Sometime in the early 1880s, Samuel Donnelly stumbled out of a San Francisco waterfront bar and into a Salvation Army meeting. His life of fighting and hard drinking ended and he became a street preacher for the benevolent organization where he "gradually developed his own religious ideas." He was sent to Tombstone in 1886 to organize a Salvation Army station there. The rough mining town was in need of a "two-fisted preacher." In Tombstone, Donnelly acquired an interest in a mining claim and founded the Copper Glance Mine and the Sunnyside colony high in the Huachuca Mountains. Depending upon the source, the "Donnellites’" religious community was devoted to Bible reading, hymn singing, and generosity, or they were religious fanatics, a cult under the hypnotic influence of the crooked and charismatic high priest, Samuel Donnelly, "who claims to be a divine teacher sent by God."
Donnelly found himself fighting the community for his reputation in the courts of Cochise County, and he even appealed a case of child abuse against him to the Supreme Court of the Territory of Arizona. For the most part, he faired well in the courts. Nevertheless, the secondary literature and folklore of the ghost town of Sunnyside, does not reflect the battle the town’s founder had with the surrounding communities. In Arizona travel literature, Sunnyside is billed as a ghost town with a special history of peace, caring, and piety as opposed to the degenerate, greedy, and violent history of the other mining communities of Chochise County.
The story of Sam Donnelly and the intriguing community he formed is a history that needs to be accurately told for its own sake. The myth and legends surrounding the community should be adjusted with more evidence. But Sam Donnelly's life is important beyond the history of southeast Arizona--he is an extraordinary religious figure. His life and writings are important to a deeper understanding of the American religious milieu at the turn of the century. He developed a penetrating and absorbing theology while he gathered some 80 converts to his secluded community high in the Huachuca Mountains.
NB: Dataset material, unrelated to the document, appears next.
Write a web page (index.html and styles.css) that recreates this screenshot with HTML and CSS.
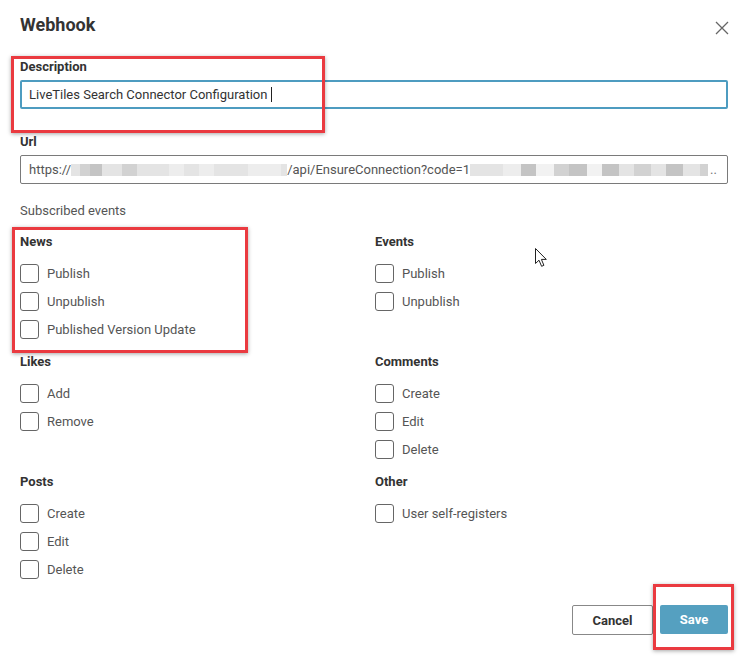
FILE: index.html
```html
<!DOCTYPE html>
<html>
<head>
<meta charset="utf-8">
<link rel="stylesheet" href="styles.css">
</head>
<body>
<div class="dialog">
  <div class="header">
    <h1 class="title">Webhook</h1>
    <button class="close" aria-label="Close">
      <svg width="14" height="14" viewBox="0 0 14 14"><path d="M1 1L13 13M13 1L1 13" stroke="#666" stroke-width="1.3" fill="none"/></svg>
    </button>
  </div>

  <div class="field field-desc">
    <label class="label">Description</label>
    <div class="input input-focus">LiveTiles Search Connector Configuration <span class="caret"></span></div>
    <div class="hl hl-desc"></div>
  </div>

  <div class="field field-url">
    <label class="label">Url</label>
    <div class="input input-url"><span>https://</span><span class="blur"><i class="s1 w9"></i><i class="s2 w10"></i><i class="s3 w12"></i><i class="s1 w20"></i><i class="s2 w15"></i><i class="s1 w32"></i><i class="s4 w15"></i><i class="s1 w15"></i><i class="s4 w15"></i><i class="s1 w14"></i><i class="s1 w20"></i><i class="s4 w33"></i><i class="s1 w6"></i></span><span>/api/EnsureConnection?code=1</span><span class="blur"><i class="s1 w33"></i><i class="s4 w18"></i><i class="s3 w15"></i><i class="s5 w18"></i><i class="s2 w15"></i><i class="s3 w18"></i><i class="s5 w15"></i><i class="s3 w17"></i><i class="s1 w15"></i><i class="s2 w17"></i><i class="s1 w15"></i><i class="s3 w17"></i><i class="s1 w17"></i><i class="s2 w8"></i></span><span class="dots">..</span></div>
  </div>

  <div class="sub">Subscribed events</div>

  <div class="grid">
    <div class="section">
      <div class="heading">News</div>
      <label class="cb"><span class="box"></span>Publish</label>
      <label class="cb"><span class="box"></span>Unpublish</label>
      <label class="cb"><span class="box"></span>Published Version Update</label>
      <div class="hl hl-news"></div>
    </div>
    <div class="section">
      <div class="heading">Events</div>
      <label class="cb"><span class="box"></span>Publish</label>
      <label class="cb"><span class="box"></span>Unpublish</label>
    </div>
    <div class="section">
      <div class="heading">Likes</div>
      <label class="cb"><span class="box"></span>Add</label>
      <label class="cb"><span class="box"></span>Remove</label>
    </div>
    <div class="section">
      <div class="heading">Comments</div>
      <label class="cb"><span class="box"></span>Create</label>
      <label class="cb"><span class="box"></span>Edit</label>
      <label class="cb"><span class="box"></span>Delete</label>
    </div>
    <div class="section">
      <div class="heading">Posts</div>
      <label class="cb"><span class="box"></span>Create</label>
      <label class="cb"><span class="box"></span>Edit</label>
      <label class="cb"><span class="box"></span>Delete</label>
    </div>
    <div class="section">
      <div class="heading">Other</div>
      <label class="cb"><span class="box"></span>User self-registers</label>
    </div>
  </div>

  <div class="footer">
    <button class="btn btn-cancel">Cancel</button>
    <span class="save-wrap">
      <button class="btn btn-save">Save</button>
      <span class="hl hl-save"></span>
    </span>
  </div>

  <svg class="pointer" width="13" height="20" viewBox="0 0 13 20"><path d="M0.5 0.5L0.5 15.5L4 12.2L6.6 18.3L8.9 17.3L6.4 11.4L11.3 11.4Z" fill="#fff" stroke="#222" stroke-width="1" stroke-linejoin="round"/></svg>
</div>
</body>
</html>
```

FILE: styles.css
```css
* { box-sizing: border-box; }
html, body { margin: 0; padding: 0; background: #fff; }
body { font-family: Roboto, "Liberation Sans", sans-serif; color: #333; }

.dialog {
  position: relative;
  width: 751px;
  height: 658px;
  padding: 14px 23px 0 20px;
}

.header {
  display: flex;
  justify-content: space-between;
  align-items: center;
  height: 22px;
}
.title {
  margin: 0;
  font-size: 18px;
  font-weight: 700;
  line-height: 22px;
  color: #333;
}
.close {
  border: 0;
  background: none;
  padding: 0;
  margin: 6px -1px 0 0;
  width: 14px;
  height: 14px;
  display: flex;
}

.field { position: relative; }
.field-desc { margin-top: 23px; }
.field-url { margin-top: 25px; }
.label {
  display: block;
  font-size: 13px;
  font-weight: 700;
  line-height: 16px;
  color: #333;
  margin-bottom: 5px;
}
.input {
  height: 29px;
  border: 1px solid #7a7a7a;
  border-radius: 2px;
  padding: 0 8px;
  font-size: 13px;
  line-height: 27px;
  color: #444;
  white-space: nowrap;
  overflow: hidden;
  display: flex;
  align-items: center;
}
.input-focus {
  border: 2px solid #4d9cc0;
  padding-left: 7px;
  color: #333;
}
.caret {
  display: inline-block;
  width: 1px;
  height: 15px;
  background: #222;
  margin-left: 4px;
}
.input-url { color: #555; }
.blur { display: inline-flex; height: 12px; align-items: stretch; }
.blur i { display: block; height: 12px; }
.s1 { background: #e4e4e4; }
.s2 { background: #d2d2d2; }
.s3 { background: #c4c4c4; }
.s4 { background: #ededed; }
.s5 { background: #f2f2f2; }
.w6 { width: 6px; } .w8 { width: 8px; } .w9 { width: 9px; } .w10 { width: 10px; } .w12 { width: 12px; }
.w14 { width: 14px; } .w15 { width: 15px; } .w17 { width: 17px; } .w18 { width: 18px; }
.w20 { width: 20px; } .w32 { width: 32px; } .w33 { width: 33px; }
.dots { margin-left: 2px; color: #777; }

.sub {
  margin-top: 19px;
  font-size: 13px;
  line-height: 16px;
  color: #555;
}

.grid {
  margin-top: 13px;
  display: grid;
  grid-template-columns: 355px 1fr;
  grid-auto-rows: 111px;
  row-gap: 9px;
}
.section { position: relative; }
.heading {
  font-size: 13px;
  font-weight: 700;
  line-height: 20px;
  color: #333;
  margin-bottom: 7px;
}
.cb {
  display: flex;
  align-items: center;
  height: 28px;
  font-size: 13px;
  color: #555;
}
.box {
  width: 19px;
  height: 19px;
  border: 1.5px solid #666;
  border-radius: 3px;
  margin-right: 8px;
  flex: none;
}

.footer {
  margin-top: 22px;
  display: flex;
  justify-content: flex-end;
  gap: 7px;
}
.btn {
  font-family: Roboto, "Liberation Sans", sans-serif;
  font-size: 13px;
  font-weight: 700;
  height: 30px;
  border-radius: 2px;
  padding: 0;
  cursor: pointer;
}
.btn-cancel {
  width: 81px;
  background: #fff;
  border: 1px solid #888;
  color: #333;
}
.save-wrap { position: relative; display: flex; }
.btn-save {
  width: 68px;
  height: 29px;
  background: #55a0c0;
  border: 0;
  color: #fff;
}

.hl {
  position: absolute;
  border: 3px solid #ea3a40;
  box-shadow: 0 1px 4px rgba(0,0,0,0.35);
  pointer-events: none;
}
.hl-desc { left: -9px; top: -3px; width: 314px; height: 77px; }
.hl-news { left: -8px; top: -5px; width: 236px; height: 126px; }
.hl-save { left: -7px; top: -21px; width: 81px; height: 66px; }

.pointer { position: absolute; left: 535px; top: 248px; }
```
His critique of the major religious denominations of his day, their doctrines, actions, and social policies are recorded in rich and copious letters to the "future" members of his mountain community. At one point in Donnelly’s career, he found that his congregation was copying the letters he had written and they were sending them to family members and friends. He had a great fear that a "Donnallite" denomination might arise; so he collected all the copies he could find in his camp and burned them. Yet, many of the letters and copies survived. Rich in history and theology, they describe social and personal problems of the day, and Donnelly’s relationship to the landscape and the mining operations in the Huachucas are reflected in his letter ministry. The depression of 1893 brought many of his letter flock to the mountain community. A biography of Sam Donnelly and a record of his community’s impact and relationship to the landscape of his sky island, how they related to the ranches of the San Raphael Valley, the surrounding mines, and the society of the neighboring communities will provide a rich insight into turn of the century historiography. Beyond this, the U.S. Forest Service has sponsored studies of the historic land use patterns of the area to assist in long range planning for the mountain environs and the secluded San Raphael Valley. Another wave of population growth and recreation use imposes itself on the area. A detailed account of Sunnyside will greatly enhance the work they have already done.